The Kirkdale Cavern, however, forms a notable exception, inasmuch as none, or very few, bones of bears are found in it, and in its being the hyena that appears to predominate among the carnivora.
The species so common in the alluvial formations, the elephants, rhinoceroses, horses, oxen or aurochs, and tapirs, are of very rare occurrence in the caves of Germany. There are even some in which no one is said to have found them, and the only bones of herbivora mentioned are remains of deer. In this point also, however, the Kirkdale cave differs much from the others, inasmuch as it abounds almost as much in bones of large and small herbivora, as in bones of carnivora. All the great pachydermata of the alluvial formations are seen in it: the elephants, rhinoceroses and hippopotami. There are also seen in it bones of oxen, deer, and even small bones of mice and birds. But there are no bones of marine animals of any species, either at Kirkdale or in Germany. Those who have pretended that they saw bones of seals, morses, or other similar species, have been led into error by the hypothesis which they had previously adopted.
These bones of carnivora, so numerous in the caves, are rare in the great alluvial strata; the hyena alone has been seen in any quantity at Canstadt, near Aichstedt, and in some other places. There have also been found some traces of bears in Tuscany and Austria, but their relative proportion is always infinitely less than in the caves; and it is always sufficiently proved by these circumstances, that these various animals have lived together in the same countries, and have belonged to the same epoch.
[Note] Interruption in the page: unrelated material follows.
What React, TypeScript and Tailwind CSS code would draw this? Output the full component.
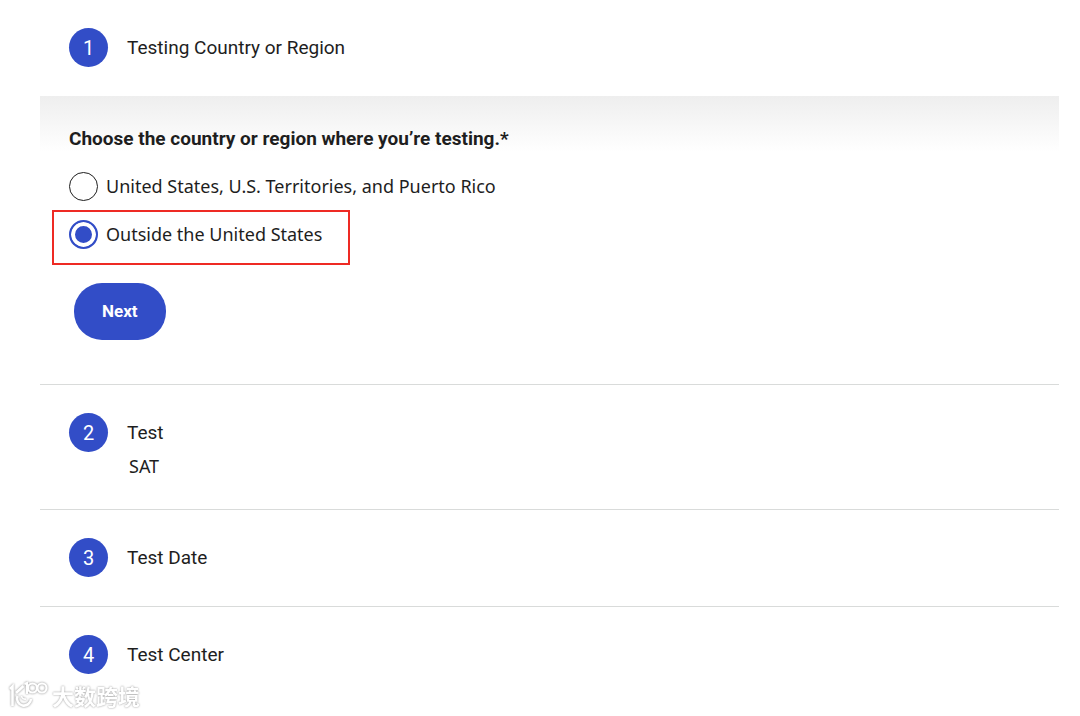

Cuvier concludes, there can only be imagined three general causes which might have placed these bones in such quantity in these vast subterranean cavities. Either they are the remains of animals which inhabited these abodes, and which died peaceably there; or inundations and other violent causes have carried them into these cavities; or, lastly, they had been enveloped in rocky strata, the dissolution of which produced these caverns, and they have not been dissolved by the agent which carried off the matter of the strata.